Le dichiarazioni di mons. Miranda sorprendono e non poco, ma non sono nuove. Lo scorso 9 ottobre, lo stesso mons. Miranda Guardiola, allora neo responsabile della Conferenza episcopale messicana per le comunicazioni, nel suo primo incontro con la stampa dichiarò: «Non vediamo una persecuzione aperta contro i sacerdoti come se fossero un target. Per noi sono fatti da inserire nel clima sociale che vive il Paese” (…) e in questo clima “i sacerdoti non sono immuni, sono come ogni cittadino. Come Chiesa dobbiamo stare attenti e prepararci per sapere come trattare questo clima poiché i sacerdoti si trovano in tutti gli angoli del Paese, inclusi quelli dove esiste la massima violenza e dove c’è una presenza del crimine”. Si capisce bene il senso ultimo delle parole di p. Miranda, in particolare dove senza dirlo esplicitamente associa, giustamente, la sorte dei preti messicani a quella del loro popolo, anche nel martirio. C’è però qualcosa che convince un po’ di meno, e cioè che i sacerdoti di questa nazione, inclusa ora la Conferenza Episcopale, non siano un obiettivo specifico delle violenze che dilaniano il Paese, in particolare quella esercitata dal crimine e dalla delinquenza organizzata, dai cartelli del narcotraffico. Questa questione non va sottovalutata, come invece fecero in passato molte chiese cattoliche dell’America Latina. Quante uccisioni di preti, suore, catechisti, laici impegnati, vescovi (e un cardinale, proprio in Messico) sono state, anni addietro, spacciate come frutto della violenza generalizzata nei Paesi della regione, salvo poi scoprire che erano tutte vittime delle dittature o di gruppi armati di destra e sinistra, che imperversarono nell’area per decenni.

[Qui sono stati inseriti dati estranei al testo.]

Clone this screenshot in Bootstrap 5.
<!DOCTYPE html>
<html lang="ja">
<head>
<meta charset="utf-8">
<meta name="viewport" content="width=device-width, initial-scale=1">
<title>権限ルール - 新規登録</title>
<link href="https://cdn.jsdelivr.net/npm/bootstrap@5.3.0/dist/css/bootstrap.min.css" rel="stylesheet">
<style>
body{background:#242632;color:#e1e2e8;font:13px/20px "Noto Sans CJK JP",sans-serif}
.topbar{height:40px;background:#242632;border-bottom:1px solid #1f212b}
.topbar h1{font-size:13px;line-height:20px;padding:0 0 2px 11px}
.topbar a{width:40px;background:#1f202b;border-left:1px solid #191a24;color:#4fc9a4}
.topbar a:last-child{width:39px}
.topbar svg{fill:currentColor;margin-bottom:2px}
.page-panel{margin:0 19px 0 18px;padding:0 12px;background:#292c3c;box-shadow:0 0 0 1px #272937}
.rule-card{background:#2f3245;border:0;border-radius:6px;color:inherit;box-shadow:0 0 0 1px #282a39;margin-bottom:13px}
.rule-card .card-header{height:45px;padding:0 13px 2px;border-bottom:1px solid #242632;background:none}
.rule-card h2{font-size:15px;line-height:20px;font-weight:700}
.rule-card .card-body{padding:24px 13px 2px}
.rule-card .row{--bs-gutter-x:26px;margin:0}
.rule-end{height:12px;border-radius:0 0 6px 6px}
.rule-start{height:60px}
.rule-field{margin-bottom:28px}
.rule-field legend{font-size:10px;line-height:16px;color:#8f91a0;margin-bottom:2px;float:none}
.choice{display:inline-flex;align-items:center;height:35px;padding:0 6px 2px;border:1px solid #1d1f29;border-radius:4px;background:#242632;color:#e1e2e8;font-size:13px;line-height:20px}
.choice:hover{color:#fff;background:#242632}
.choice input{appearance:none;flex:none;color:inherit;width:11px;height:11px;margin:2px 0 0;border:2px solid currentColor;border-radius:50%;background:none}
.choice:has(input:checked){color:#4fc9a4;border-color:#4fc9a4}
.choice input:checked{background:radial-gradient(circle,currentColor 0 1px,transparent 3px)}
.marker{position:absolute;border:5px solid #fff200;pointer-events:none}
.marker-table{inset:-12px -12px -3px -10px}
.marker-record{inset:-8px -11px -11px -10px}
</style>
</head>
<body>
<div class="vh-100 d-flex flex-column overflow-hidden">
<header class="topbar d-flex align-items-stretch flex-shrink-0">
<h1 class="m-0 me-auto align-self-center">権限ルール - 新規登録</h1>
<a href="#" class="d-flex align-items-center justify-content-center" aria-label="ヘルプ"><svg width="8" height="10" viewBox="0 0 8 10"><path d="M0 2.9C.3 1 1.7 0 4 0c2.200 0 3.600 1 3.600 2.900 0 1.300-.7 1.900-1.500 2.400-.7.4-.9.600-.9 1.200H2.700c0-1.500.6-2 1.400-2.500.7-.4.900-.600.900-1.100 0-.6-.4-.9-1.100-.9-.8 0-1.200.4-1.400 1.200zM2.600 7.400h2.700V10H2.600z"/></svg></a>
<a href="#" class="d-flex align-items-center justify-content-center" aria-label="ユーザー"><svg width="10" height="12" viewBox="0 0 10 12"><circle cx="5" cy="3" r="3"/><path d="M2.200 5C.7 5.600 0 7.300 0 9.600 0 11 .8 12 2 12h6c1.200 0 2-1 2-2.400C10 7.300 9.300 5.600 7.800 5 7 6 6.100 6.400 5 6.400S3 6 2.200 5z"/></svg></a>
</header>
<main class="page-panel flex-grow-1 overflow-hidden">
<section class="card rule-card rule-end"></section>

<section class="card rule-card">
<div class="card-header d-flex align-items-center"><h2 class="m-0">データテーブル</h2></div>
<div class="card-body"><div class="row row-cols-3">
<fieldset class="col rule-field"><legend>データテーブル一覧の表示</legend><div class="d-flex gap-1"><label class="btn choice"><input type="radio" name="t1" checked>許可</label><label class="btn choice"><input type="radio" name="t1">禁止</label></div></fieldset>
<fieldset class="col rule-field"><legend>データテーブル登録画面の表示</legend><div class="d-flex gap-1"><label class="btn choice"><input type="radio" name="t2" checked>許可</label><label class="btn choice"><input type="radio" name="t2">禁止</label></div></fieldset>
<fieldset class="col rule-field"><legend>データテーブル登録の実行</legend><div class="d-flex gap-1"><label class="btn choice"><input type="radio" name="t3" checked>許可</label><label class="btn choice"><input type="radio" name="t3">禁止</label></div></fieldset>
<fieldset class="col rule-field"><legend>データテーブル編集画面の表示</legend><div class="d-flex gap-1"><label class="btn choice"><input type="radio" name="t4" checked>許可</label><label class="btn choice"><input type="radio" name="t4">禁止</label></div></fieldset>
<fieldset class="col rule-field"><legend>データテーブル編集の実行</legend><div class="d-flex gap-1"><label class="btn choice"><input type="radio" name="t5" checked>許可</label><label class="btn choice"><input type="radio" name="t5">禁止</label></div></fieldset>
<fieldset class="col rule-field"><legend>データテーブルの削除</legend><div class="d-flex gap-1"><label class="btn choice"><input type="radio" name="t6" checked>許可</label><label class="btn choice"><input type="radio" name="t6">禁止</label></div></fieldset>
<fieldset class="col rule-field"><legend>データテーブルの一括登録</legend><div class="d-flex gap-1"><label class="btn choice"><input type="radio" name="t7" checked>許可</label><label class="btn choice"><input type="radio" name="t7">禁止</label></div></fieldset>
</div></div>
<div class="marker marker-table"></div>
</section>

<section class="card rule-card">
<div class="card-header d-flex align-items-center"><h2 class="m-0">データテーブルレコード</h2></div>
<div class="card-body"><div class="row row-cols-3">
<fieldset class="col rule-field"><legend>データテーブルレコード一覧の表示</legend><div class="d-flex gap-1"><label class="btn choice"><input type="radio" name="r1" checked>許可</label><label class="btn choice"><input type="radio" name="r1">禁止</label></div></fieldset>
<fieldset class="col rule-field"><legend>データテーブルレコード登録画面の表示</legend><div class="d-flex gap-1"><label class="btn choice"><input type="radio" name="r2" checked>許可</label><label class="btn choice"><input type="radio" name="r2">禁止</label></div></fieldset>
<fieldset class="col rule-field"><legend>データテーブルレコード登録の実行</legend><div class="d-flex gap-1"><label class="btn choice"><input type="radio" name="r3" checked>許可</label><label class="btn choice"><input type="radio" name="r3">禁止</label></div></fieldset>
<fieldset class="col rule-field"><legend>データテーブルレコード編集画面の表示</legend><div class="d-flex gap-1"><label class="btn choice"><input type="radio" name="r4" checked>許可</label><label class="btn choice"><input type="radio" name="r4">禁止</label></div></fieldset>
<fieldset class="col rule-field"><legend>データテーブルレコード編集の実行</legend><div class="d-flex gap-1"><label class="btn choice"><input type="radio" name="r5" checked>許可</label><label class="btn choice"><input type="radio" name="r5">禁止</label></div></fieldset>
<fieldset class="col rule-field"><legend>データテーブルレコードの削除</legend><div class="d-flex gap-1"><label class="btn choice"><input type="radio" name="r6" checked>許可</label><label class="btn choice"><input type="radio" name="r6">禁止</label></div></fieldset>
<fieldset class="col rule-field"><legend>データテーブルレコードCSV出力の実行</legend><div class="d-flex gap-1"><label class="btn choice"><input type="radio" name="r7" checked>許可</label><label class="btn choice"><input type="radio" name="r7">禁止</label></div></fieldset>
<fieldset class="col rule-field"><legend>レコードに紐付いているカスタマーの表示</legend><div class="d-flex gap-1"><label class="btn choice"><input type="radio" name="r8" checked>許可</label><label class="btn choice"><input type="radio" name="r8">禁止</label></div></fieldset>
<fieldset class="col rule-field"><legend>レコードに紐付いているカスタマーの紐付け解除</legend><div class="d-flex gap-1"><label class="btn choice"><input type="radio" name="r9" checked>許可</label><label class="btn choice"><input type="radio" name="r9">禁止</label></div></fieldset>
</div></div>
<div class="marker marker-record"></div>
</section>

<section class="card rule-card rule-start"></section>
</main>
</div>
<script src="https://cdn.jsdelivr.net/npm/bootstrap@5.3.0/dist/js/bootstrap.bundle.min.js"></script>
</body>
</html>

Che i sacerdoti in Messico, in particolare coloro che si battono a viso aperto contro i cartelli della droga, non siano un obiettivo preferenziale è un’affermazione molto discutibile e pericolosa. Sarebbe opportuno non dimenticare il recente passato dell’America Latina. Questo è un terreno sul quale la storia, i fatti, l’esperienza, raccomandano di camminare con cautela, senza cedimenti di nessun tipo. Non si deve cedere al panico, alla paura, all’esagerazione e all’allarmismo ma soprattutto non si deve cedere al compromesso ipocrita del “buon vicinato” con il potere, nascondendo la verità dei fatti per non irritare i governanti di turno.

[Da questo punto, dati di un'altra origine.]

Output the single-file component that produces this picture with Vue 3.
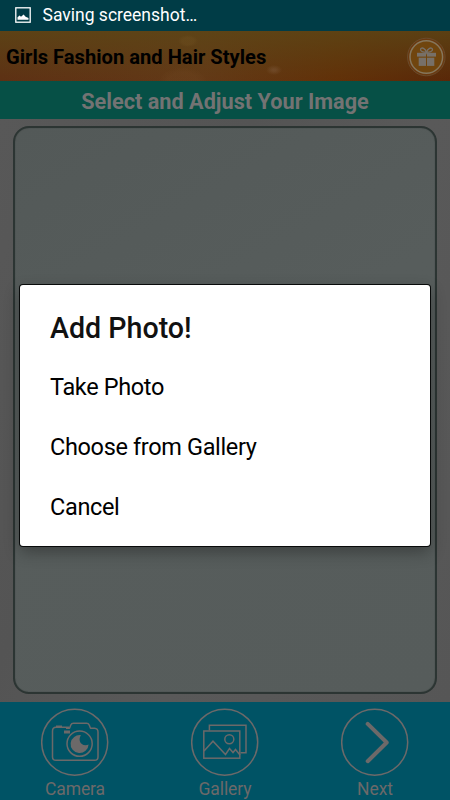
<script setup>
const options = ['Take Photo', 'Choose from Gallery', 'Cancel']
</script>

<template>
  <div class="screen">
    <div class="status">
      <svg class="pic" width="16" height="16" viewBox="0 0 16 16">
        <rect x="0.8" y="0.8" width="14.4" height="14.4" fill="none" stroke="#fff" stroke-width="1.3" />
        <path d="M2.5 12.8V10.2L4.6 8.6L6 9.7L8.6 7.6L10.6 9.8L13.5 11V12.8Z" fill="#fff" />
      </svg>
      <span>Saving screenshot…</span>
    </div>
    <header class="appbar">
      <h1>Girls Fashion and Hair Styles</h1>
      <svg class="gift" width="40" height="40" viewBox="0 0 40 40">
        <circle cx="20.3" cy="20" r="18.8" fill="#6a390f" stroke="#6b4f32" stroke-width="0.8" />
        <circle cx="20.3" cy="20" r="16.3" fill="#70450e" stroke="#85765c" stroke-width="1.5" />
        <g fill="#777068">
          <rect x="11" y="15.8" width="9" height="3.8" />
          <rect x="21" y="15.8" width="9" height="3.8" />
          <rect x="12.7" y="20.7" width="7.3" height="8.2" />
          <rect x="21" y="20.7" width="7.3" height="8.2" />
        </g>
        <path d="M20.5 15.4C17.5 15.4 14 14.4 14.5 12.2C15.5 9.6 19.5 11.6 20.5 15.4C21.5 11.6 25.5 9.6 26.5 12.2C27 14.4 23.5 15.4 20.5 15.4Z" fill="none" stroke="#777068" stroke-width="1.3" />
      </svg>
    </header>
    <h2 class="subtitle">Select and Adjust Your Image</h2>
    <main class="work">
      <div class="frame"></div>
    </main>
    <nav class="bottom">
      <div class="tab">
        <svg width="68" height="68" viewBox="0 0 68 68">
          <g fill="none" stroke="#6c6969" stroke-width="1.5" stroke-linejoin="round">
            <circle cx="33.7" cy="34.2" r="33" />
            <path d="M28 19.2H15Q11.5 19.2 11.5 23V49Q11.5 52.3 15 52.3H53.5Q57 52.3 57 49V24Q57 20.4 53.5 20.2H49.5L48.2 17Q47.5 15.2 45.5 15.2H32.5Q30.5 15.2 29.8 17L28.5 20.2H25" />
            <circle cx="38.6" cy="35.7" r="12.6" />
          </g>
          <path d="M15 17.5H21V20H15ZM23 22.4H29V25.6H23Z" fill="#6c6969" />
          <path d="M40 27.2A9 9 0 1 0 47.6 36.5C44 38.5 39.5 36.5 38.8 33C38.3 30.8 38.8 28.7 40 27.2Z" fill="#6c6969" />
        </svg>
        <span>Camera</span>
      </div>
      <div class="tab">
        <svg width="68" height="68" viewBox="0 0 68 68">
          <g fill="none" stroke="#6c6969" stroke-width="1.5">
            <circle cx="33.7" cy="34.2" r="33" />
            <rect x="12.8" y="23" width="36" height="27.2" />
            <path d="M18.4 22.5V17.2H55V44.8H49.5M13 43L22 33.2L34.5 46.5L38.5 40.5L42 44.5L44.5 41.5L49 47" />
            <circle cx="38.3" cy="31.3" r="4.5" />
          </g>
        </svg>
        <span>Gallery</span>
      </div>
      <div class="tab">
        <svg width="68" height="68" viewBox="0 0 68 68">
          <circle cx="33.7" cy="34.2" r="33" fill="none" stroke="#6c6969" stroke-width="1.5" />
          <path d="M26.7 15.9L45.7 34.5L26.7 53.2" fill="none" stroke="#6c6969" stroke-width="4" stroke-linecap="round" stroke-linejoin="round" />
        </svg>
        <span>Next</span>
      </div>
    </nav>
    <section class="dialog" role="dialog">
      <h3>Add Photo!</h3>
      <button v-for="option in options" :key="option" type="button">{{ option }}</button>
    </section>
  </div>
</template>

<style>
body { margin: 0; }
</style>

<style scoped>
.screen {
  position: relative;
  display: flex;
  flex-direction: column;
  width: 450px;
  height: 800px;
  overflow: hidden;
  font-family: Roboto, "Liberation Sans", sans-serif;
  background: #585858;
}
h1, h2, h3 { margin: 0; white-space: nowrap; }
.status {
  display: flex;
  align-items: center;
  flex: 0 0 31px;
  box-sizing: border-box;
  padding: 0 0 1px 14.5px;
  gap: 12px;
  color: #fff;
  font-size: 17.5px;
  background: #003c46;
}
.appbar {
  display: flex;
  align-items: center;
  justify-content: space-between;
  flex: 0 0 50px;
  box-sizing: border-box;
  padding: 2px 4px 0 6px;
  background:
    radial-gradient(ellipse 10px 6px at 188px 10px, #76572440 60%, transparent),
    radial-gradient(ellipse 24px 14px at 183px 50px, #744c2638 60%, transparent),
    radial-gradient(ellipse 8px 5px at 274px 39px, #78533490 20%, transparent),
    linear-gradient(to bottom, rgba(92, 70, 22, 0.8), rgba(94, 52, 18, 0.1)),
    linear-gradient(to right, #5d3014, #633917 45%, #623007 75%, #592607);
}
h1 { font-size: 20.15px; font-weight: 700; line-height: 24px; color: #000; }
.subtitle {
  display: flex;
  align-items: center;
  justify-content: center;
  flex: 0 0 38px;
  box-sizing: border-box;
  padding-top: 2px;
  font-size: 21.7px;
  font-weight: 700;
  color: #737373;
  background: #065046;
}
.work {
  flex: 0 0 583px;
  box-sizing: border-box;
  padding: 7px 13px 7px 13px;
  background: linear-gradient(115deg, #585858, #545454 35%, #595959 60%, #565656);
}
.frame {
  height: 568px;
  box-sizing: border-box;
  border: 2px solid #2c3533;
  border-radius: 16px;
  background: linear-gradient(150deg, #535958, #575d5c 45%, #565c5b);
  box-shadow: inset 0 0 1px #2c3533;
}
.bottom {
  display: flex;
  flex: 0 0 98px;
  background: #005365;
}
.tab {
  display: flex;
  flex: 1;
  flex-direction: column;
  align-items: center;
  padding-top: 6px;
  gap: 2px;
  font-size: 17.5px;
  letter-spacing: -0.1px;
  line-height: 22px;
  color: #6c6969;
}
.tab svg { flex: none; }
.dialog {
  position: absolute;
  left: 20px;
  top: 285px;
  width: 410px;
  height: 261px;
  box-sizing: border-box;
  padding: 24px 30px 0;
  border-radius: 3px;
  background: #fff;
  box-shadow: 0 0 0 1px #080a0a, 0 6px 16px rgba(0, 0, 0, 0.32);
}
h3 { height: 48px; font-size: 28.6px; font-weight: 500; line-height: 38px; color: #111; }
.dialog button {
  display: block;
  width: 100%;
  height: 60px;
  padding: 0;
  border: 0;
  background: none;
  font: 400 23.5px/60px Roboto, "Liberation Sans", sans-serif;
  letter-spacing: -0.35px;
  text-align: left;
  color: #000;
}
</style>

Secondo i dati del “Centro Católico Multimedial” (CCM) negli ultimi sei anni in Messico sono stati uccisi 17 sacerdoti. Dall’inizio dell’anno ad oggi i sacerdoti assassinati in Messico sono già tre. Dal 1990 i sacerdoti assassinati in questo Paese sono 55. Il Rapporto del Dipartimento di stato USA sulla libertà religiosa nel mondo (2015) certificava queste statistiche nell’ambito delle violenze contro la vita religiosa. La violenza si è indirizzata per un 78% contro sacerdoti, per un 10 % contro i sacrestani, per un 8% contro religiosi e seminaristi; per un 2% contro diaconi e per un 2% contro giornalisti cattolici. Il Rapporto inoltre certifica che per un 44% si è usato il sequestro e la tortura, per un 35% si è fatto ricorso al furto violento nelle parrocchie; per un 15% i violenti hanno scelto l’assalto stradale. Solo nel 6% degli atti violenti non si è potuto determinare la causa. Infine, si ricorda che tra il 1990 e il 2015 gli omicidi di sacerdoti sono aumentanti del 275%. Si tratta di dati parziali poiché si sa che una grande quantità di aggressioni, a volte gravi, restano sconosciute perché si preferisce non creare allarme o casi mediatici non denunciando l’accaduto.